Endres v. Endres, 532 N.W.2d 65, 67 (S.D.1995) (citations omitted).
[¶ 14] Here, the duration of the marriage was twenty-three years. The value of the parties’ property has been previously discussed. At the time the trial court entered its findings, Ethel was forty-six years of age and Joseph was forty-seven. Although Joseph has suffered from phlebitis, his condition does not appear to be perma*202nently debilitating and both parties are in relatively good health. Joseph is a high school graduate and, since leaving his employment at the meat packing plant, his primary occupation has been farming. He also sells crop insurance and, in 1994, he earned $3,148 from insurance sales. Ethel has a college degree and was employed as a teacher before the children were born. Ethel is currently employed by the Post Office and, in 1994, she earned gross wages from that employment of $38,353.90. Accordingly, the trial court found that, in assessing the parties’ capacity and competence to earn a living, Ethel’s ability is greater than Joseph’s.

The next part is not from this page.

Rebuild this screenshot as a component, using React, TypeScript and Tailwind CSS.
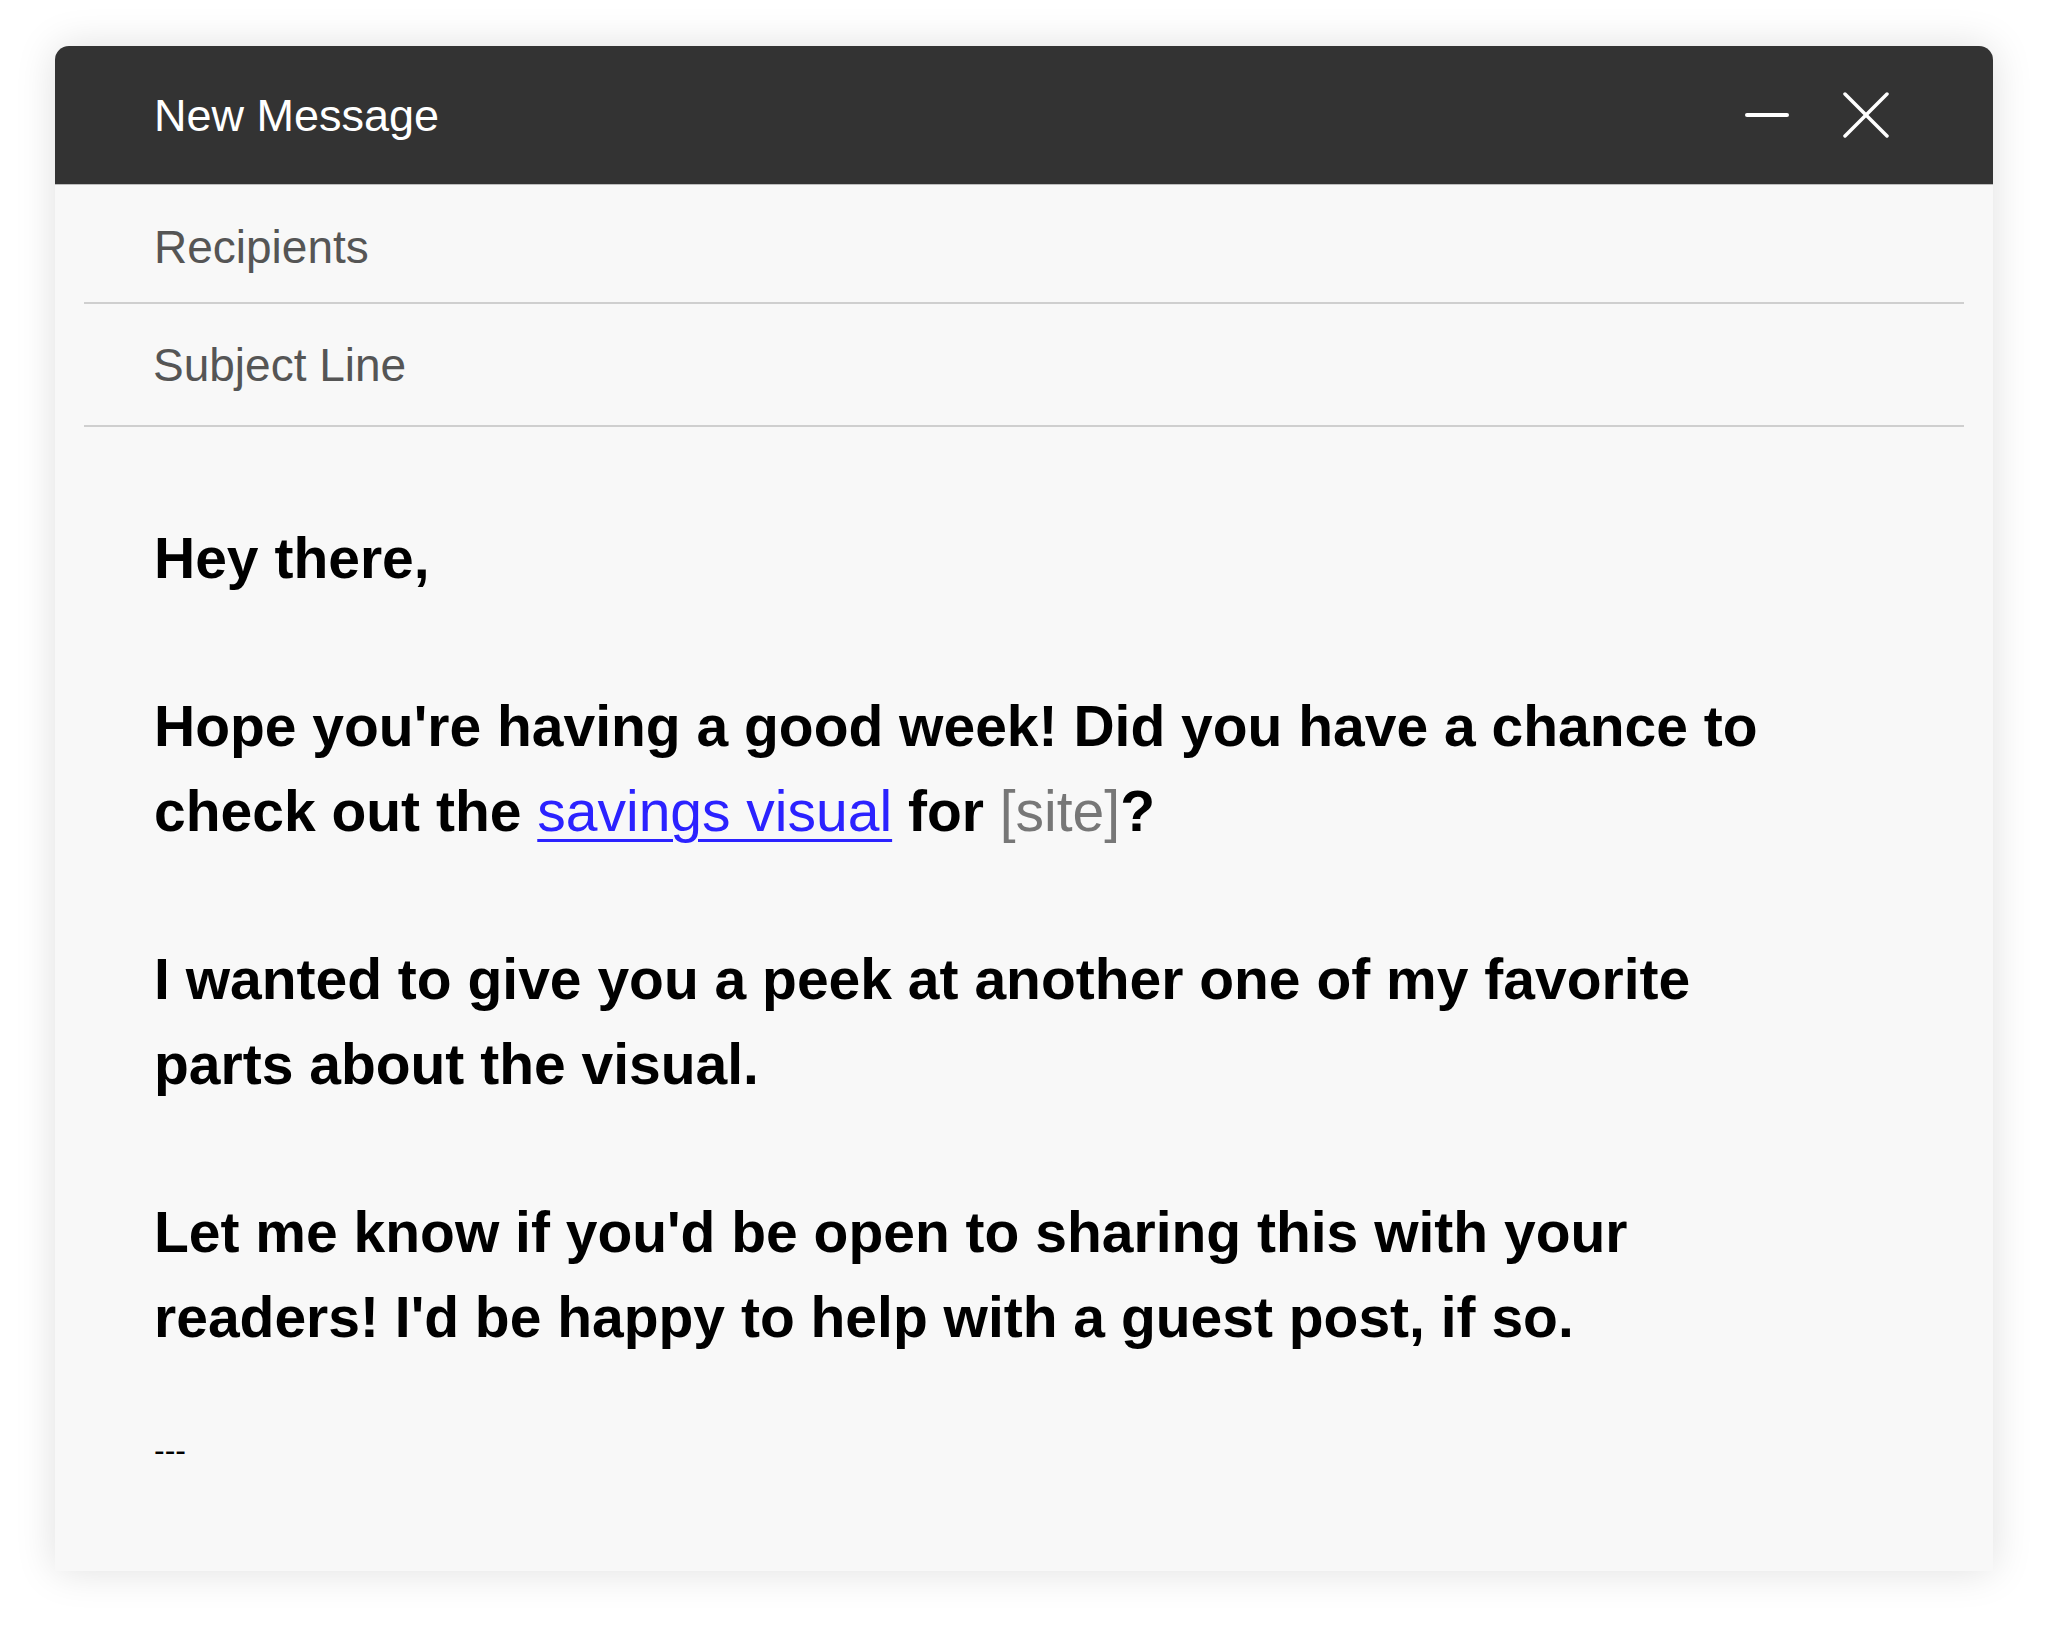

Both parties actively participated in the farm work and contributed to the accumulation of assets. The income producing capacity of the parties’s assets is limited. Most of the assets are fixed and, as a result, the parties are reliant on their incomes for living expenses.
[¶ 15] Based upon these factors, the trial court awarded Joseph assets with a net value of $86,551 and Ethel assets with a net value of $90,965. This is a relatively equivalent property distribution with a slight advantage going to Ethel, the appealing party. Based upon the factors discussed above, we find no abuse of discretion in this distribution.
ATTORNEY’S FEES
[¶ 16] Joseph has filed a motion for an award of his appellate attorney’s fees. His motion is accompanied by an itemized statement of costs incurred and legal services rendered as required by Malcolm v. Malcolm, 365 N.W.2d 863 (S.D.1985). Based upon our consideration of the factors applicable to an award of appellate attorney’s fees (see Hogie v. Hogie, 527 N.W.2d 915, 922 (S.D.1995)), we deny Joseph’s motion and direct that both parties be responsible for their own appellate attorney’s fees.
[¶ 17] Affirmed.
[¶ 18] SABERS, KONENKAMP and GILBERTSON, JJ., concur. [¶ 19] AMUNDSON, Justice, dissents.. The reasons for this two year delay in the trial of the property division go largely unexplained in the settled record.
. Ethel can hardly be heard to complain as to this conclusion inasmuch as she appears to have acquiesced in the deferral of the property division, her counsel made no record as to the reasons for the delay of nearly two years in the trial of this matter and counsel also offered little or no objection over the timing of the valuation.